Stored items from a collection
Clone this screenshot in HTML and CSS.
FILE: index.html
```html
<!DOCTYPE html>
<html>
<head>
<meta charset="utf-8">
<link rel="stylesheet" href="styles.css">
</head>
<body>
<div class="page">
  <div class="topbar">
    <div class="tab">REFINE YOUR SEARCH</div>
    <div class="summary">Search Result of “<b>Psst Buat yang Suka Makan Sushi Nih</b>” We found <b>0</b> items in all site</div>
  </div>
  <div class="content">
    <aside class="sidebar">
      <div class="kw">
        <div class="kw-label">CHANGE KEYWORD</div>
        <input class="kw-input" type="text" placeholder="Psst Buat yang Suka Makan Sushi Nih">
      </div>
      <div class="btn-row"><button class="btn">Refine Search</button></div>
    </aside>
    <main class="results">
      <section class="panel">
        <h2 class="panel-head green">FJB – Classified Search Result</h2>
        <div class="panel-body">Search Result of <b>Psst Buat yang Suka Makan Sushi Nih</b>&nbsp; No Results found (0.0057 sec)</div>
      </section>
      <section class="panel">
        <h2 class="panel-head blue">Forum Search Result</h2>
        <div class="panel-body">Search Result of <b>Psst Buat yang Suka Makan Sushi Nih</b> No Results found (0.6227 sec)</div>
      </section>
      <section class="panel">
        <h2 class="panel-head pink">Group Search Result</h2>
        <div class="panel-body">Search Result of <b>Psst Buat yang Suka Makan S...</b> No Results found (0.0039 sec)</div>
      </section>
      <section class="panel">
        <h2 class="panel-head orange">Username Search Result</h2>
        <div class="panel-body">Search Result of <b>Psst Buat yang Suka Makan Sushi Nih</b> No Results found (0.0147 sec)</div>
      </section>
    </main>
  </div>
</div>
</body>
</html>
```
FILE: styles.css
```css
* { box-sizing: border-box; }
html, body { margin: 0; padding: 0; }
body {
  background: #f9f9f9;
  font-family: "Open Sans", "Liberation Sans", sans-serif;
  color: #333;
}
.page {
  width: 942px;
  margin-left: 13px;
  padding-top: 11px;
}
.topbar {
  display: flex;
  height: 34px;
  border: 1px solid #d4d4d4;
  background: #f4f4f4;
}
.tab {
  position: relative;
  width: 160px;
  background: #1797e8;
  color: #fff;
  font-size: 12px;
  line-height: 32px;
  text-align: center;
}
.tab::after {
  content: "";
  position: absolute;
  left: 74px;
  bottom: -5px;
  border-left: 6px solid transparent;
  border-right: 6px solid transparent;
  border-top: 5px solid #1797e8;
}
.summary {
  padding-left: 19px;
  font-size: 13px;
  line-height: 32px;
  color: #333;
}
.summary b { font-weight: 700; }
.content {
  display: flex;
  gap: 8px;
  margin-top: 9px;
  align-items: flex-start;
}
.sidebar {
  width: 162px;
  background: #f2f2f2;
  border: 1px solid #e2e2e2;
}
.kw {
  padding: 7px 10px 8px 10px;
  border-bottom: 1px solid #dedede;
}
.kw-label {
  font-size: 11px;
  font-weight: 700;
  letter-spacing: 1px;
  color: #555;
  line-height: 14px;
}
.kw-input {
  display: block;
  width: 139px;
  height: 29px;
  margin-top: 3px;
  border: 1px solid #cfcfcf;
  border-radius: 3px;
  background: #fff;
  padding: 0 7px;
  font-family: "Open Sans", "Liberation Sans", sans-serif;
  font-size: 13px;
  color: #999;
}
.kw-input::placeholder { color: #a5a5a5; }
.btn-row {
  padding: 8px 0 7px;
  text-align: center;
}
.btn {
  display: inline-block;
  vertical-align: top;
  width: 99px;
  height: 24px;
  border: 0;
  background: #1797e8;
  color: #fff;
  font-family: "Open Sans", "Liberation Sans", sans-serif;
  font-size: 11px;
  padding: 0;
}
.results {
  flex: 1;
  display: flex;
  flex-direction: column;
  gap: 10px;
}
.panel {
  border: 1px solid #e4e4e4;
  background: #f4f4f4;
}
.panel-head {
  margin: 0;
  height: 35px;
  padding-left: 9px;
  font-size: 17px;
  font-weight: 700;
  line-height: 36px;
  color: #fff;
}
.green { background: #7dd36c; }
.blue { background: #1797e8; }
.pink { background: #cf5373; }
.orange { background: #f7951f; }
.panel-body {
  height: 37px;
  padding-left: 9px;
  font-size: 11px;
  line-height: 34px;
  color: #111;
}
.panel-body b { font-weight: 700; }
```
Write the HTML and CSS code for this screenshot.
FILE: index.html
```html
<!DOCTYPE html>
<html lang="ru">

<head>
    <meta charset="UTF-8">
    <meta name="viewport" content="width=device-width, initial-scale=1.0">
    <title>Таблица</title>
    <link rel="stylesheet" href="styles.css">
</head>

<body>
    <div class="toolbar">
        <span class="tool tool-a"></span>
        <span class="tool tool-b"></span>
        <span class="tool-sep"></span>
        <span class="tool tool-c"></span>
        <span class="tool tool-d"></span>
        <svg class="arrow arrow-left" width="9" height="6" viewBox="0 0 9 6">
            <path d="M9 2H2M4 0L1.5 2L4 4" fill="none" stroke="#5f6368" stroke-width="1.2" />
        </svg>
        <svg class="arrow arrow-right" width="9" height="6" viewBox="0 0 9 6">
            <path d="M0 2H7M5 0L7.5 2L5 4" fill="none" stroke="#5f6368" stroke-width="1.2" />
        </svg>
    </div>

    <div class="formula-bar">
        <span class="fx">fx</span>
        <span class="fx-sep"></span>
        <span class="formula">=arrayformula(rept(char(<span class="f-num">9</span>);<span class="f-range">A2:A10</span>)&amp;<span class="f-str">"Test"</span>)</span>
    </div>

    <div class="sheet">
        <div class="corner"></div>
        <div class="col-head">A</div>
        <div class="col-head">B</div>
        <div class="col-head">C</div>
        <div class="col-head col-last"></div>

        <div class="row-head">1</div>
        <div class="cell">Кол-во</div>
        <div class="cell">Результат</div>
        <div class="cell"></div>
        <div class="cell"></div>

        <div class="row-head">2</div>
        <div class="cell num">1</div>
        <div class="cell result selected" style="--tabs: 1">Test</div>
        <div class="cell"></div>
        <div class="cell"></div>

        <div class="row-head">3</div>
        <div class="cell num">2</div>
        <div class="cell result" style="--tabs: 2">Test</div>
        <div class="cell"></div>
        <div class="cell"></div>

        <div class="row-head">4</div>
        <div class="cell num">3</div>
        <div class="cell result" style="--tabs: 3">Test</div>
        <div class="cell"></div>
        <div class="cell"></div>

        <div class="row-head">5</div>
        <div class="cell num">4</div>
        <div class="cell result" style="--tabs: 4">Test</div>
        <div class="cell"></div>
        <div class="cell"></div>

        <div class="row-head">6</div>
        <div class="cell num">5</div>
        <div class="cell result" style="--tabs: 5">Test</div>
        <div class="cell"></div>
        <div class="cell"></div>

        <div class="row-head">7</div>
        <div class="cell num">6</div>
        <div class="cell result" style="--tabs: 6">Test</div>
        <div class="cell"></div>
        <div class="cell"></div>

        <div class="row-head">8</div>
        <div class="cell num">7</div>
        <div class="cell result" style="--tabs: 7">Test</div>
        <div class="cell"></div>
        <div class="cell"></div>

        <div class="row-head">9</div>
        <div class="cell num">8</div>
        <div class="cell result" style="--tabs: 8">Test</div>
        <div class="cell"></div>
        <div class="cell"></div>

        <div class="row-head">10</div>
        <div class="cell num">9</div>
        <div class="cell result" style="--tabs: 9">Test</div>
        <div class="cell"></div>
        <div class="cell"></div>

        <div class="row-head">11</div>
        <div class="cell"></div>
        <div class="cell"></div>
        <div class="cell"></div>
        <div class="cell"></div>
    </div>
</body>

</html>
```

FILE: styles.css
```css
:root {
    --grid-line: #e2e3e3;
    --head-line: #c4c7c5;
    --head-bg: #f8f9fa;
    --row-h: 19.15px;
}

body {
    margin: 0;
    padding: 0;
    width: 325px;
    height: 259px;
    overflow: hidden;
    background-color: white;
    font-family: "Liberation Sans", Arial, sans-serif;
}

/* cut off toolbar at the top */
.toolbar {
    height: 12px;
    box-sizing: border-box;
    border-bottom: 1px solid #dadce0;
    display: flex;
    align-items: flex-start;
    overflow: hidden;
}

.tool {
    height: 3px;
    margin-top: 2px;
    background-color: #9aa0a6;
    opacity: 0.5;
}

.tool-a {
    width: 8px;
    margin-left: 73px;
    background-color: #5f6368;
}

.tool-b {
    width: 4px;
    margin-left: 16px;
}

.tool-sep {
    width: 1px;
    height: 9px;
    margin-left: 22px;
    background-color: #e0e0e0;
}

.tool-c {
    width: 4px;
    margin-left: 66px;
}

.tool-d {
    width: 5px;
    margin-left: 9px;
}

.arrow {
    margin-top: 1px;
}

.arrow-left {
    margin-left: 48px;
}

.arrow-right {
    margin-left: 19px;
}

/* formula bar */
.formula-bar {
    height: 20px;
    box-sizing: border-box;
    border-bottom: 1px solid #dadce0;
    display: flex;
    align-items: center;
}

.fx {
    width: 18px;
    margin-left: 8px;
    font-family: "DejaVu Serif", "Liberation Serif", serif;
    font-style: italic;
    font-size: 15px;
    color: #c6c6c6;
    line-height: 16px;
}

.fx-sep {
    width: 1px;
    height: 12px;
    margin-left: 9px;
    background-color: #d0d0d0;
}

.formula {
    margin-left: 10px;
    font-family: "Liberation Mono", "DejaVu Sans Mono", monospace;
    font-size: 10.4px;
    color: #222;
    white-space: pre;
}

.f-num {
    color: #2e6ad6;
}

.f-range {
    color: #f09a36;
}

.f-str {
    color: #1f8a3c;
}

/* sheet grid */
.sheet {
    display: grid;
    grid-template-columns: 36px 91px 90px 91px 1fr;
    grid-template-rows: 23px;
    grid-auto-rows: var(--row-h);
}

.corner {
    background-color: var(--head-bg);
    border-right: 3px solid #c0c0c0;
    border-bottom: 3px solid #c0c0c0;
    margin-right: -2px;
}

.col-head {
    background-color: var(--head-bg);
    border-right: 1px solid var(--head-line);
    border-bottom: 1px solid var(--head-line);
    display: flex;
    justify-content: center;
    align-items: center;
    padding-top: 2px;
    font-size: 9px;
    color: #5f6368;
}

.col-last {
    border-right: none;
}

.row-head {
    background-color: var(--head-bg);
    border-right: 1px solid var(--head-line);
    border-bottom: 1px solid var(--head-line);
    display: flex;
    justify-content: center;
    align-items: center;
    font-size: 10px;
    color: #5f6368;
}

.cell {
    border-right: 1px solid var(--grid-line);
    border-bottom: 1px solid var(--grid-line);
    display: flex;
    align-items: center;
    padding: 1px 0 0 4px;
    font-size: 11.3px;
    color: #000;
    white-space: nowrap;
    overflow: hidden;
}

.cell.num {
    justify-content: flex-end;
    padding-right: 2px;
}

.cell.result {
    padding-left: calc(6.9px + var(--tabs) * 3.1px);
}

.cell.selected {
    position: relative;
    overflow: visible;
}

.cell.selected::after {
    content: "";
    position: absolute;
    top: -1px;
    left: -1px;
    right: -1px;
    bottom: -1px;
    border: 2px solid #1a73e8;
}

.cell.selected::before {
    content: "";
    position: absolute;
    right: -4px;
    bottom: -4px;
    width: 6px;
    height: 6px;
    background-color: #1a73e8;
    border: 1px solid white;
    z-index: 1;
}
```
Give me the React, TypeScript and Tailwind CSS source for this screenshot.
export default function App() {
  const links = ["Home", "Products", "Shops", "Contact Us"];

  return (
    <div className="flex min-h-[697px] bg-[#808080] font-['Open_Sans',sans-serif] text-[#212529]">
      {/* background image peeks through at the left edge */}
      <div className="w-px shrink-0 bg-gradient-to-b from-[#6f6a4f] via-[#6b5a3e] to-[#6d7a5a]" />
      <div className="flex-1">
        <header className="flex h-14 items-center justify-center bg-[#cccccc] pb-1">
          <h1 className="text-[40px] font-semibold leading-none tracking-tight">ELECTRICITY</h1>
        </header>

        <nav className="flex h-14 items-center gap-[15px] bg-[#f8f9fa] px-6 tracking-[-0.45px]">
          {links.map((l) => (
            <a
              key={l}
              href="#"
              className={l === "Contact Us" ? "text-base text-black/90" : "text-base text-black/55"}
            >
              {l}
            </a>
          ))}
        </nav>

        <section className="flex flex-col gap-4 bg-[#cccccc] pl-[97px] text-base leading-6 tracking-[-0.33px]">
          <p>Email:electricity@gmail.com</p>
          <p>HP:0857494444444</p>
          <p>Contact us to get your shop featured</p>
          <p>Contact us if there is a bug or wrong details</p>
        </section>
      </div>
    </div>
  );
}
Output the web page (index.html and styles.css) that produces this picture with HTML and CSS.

### What you are asked to do
Copy every line above in which the string "styles" shows up.

### Solution for this exercise
<link rel="stylesheet" href="styles.css">
FILE: styles.css
    <link rel="stylesheet" href="styles.css">
FILE: styles.css
Output the web page (index.html and styles.css) that produces this picture with HTML and CSS.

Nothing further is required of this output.